But for years now, my own private campaign has been to insist that the strength of the natural law theories rested on their implicit utilitarian (broadly conceived) foundations, which require some empirical evaluation of why given institutions promote human flourishing and through it general social welfare. Under those tests all legal rules are imperfect adjustments and tradeoffs between competing goods. Quite simply, any system of private property imposes heavy costs of exclusion. However, these costs can only be eliminated by adopting some system of collective ownership that for its part imposes heavy costs of governance. The only choice that we have is to pick the lesser of two evils. There is no magic solution for liberty or property that creates benefits without dislocations. But once we recognize that trade-offs are an inescapable feature of social activity, we could conclude that a sensible system of copyright is not such a bad trade-off after all.

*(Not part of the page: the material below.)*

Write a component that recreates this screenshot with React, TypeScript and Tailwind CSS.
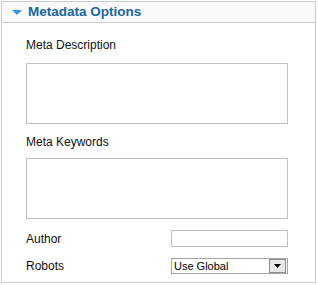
import { useState } from "react";

export default function App() {
  const [robots, setRobots] = useState("Use Global");

  return (
    <div className="pt-[1px] pl-[1px] bg-white w-[318px] h-[285px]" style={{ fontFamily: '"Liberation Sans", Arial, sans-serif' }}>
      <div className="w-[315px] h-[282px] border border-[#cccccc] bg-white">
        <div className="h-[21px] bg-[#f9f9f9] border-b border-[#cccccc] flex items-center pl-[10px]">
          <svg width="10" height="5" viewBox="0 0 10 5" className="mr-[6px]">
            <polygon points="0,0 10,0 5,5" fill="#2e9be0" />
          </svg>
          <span className="text-[13.5px] font-bold text-[#1a66a6] leading-none">Metadata Options</span>
        </div>

        <div className="pl-[24px] pt-[15px]">
          <label className="block text-[12px] leading-[14px] text-[#111]">Meta Description</label>
          <textarea className="block mt-[11px] w-[262px] h-[61px] border border-[#c0c0c0] resize-none outline-none" />

          <label className="block mt-[11px] text-[12px] leading-[14px] text-[#111]">Meta Keywords</label>
          <textarea className="block mt-[9px] w-[262px] h-[61px] border border-[#c0c0c0] resize-none outline-none" />

          <div className="flex items-center mt-[11px] h-[17px]">
            <span className="w-[145px] text-[12px] leading-[14px] text-[#111]">Author</span>
            <input className="w-[117px] h-[17px] border border-[#c0c0c0] outline-none" />
          </div>

          <div className="flex items-center mt-[11px] h-[16px]">
            <span className="w-[145px] text-[12px] leading-[14px] text-[#111]">Robots</span>
            <div className="relative w-[117px] h-[16px] border border-[#a5a5a5] bg-white flex items-center">
              <span className="pl-[2px] text-[11px] leading-none text-[#000]">{robots}</span>
              <div className="absolute right-[1px] top-[0px] w-[17px] h-[14px] bg-[#e8e8e8] border border-[#8e8e8e] flex items-center justify-center">
                <svg width="7" height="4" viewBox="0 0 7 4">
                  <polygon points="0,0 7,0 3.5,4" fill="#000" />
                </svg>
              </div>
              <select
                value={robots}
                onChange={(e) => setRobots(e.target.value)}
                className="absolute inset-0 opacity-0"
              >
                <option>Use Global</option>
                <option>index, follow</option>
                <option>noindex, follow</option>
                <option>index, nofollow</option>
                <option>noindex, nofollow</option>
              </select>
            </div>
          </div>
        </div>
      </div>
    </div>
  );
}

Epstein says that a "sensible system" includes limited duration and fair use. In my mind, this begs the question of whether a "sensible system" includes lawsuits aimed at song-swappers.
[The] market for music is $2,857M smaller than it would be in an efficient market. This is equivalent to a copyright tax rate of about 12% (income tax efficiency is about 20% I think). So, for CDs, you can claim each additional year of copyright costs society $2,857M in dead weight loss.
But this is just for a single year. Copyright currently lasts for authors life plus 70 years (and counting). So, let's treat this as a 140 year annuity of $2,857M at a 5% discount rate. Calculating the present value gives you: 19.978 * $2,857M = $57,078M. This is the present value of the cost to society of a 140 year copyright tax.
My own view is that in the context of music, "copyright" is a phony issue. The real issue is the commitment of music companies to outdated technology--the CD--which after twenty years of Moore's Law is a hopelessly inferior medium for distributing music. Because it allows music companies to impose huge deadweight losses on society in order to preserve their obsolete technology, copyright law does not meet the utilitarian standard for a "sensible system."
For Discussion. How could government facilitate the adoption of innovative technology in music distribution without undermining private property and the incentive to create?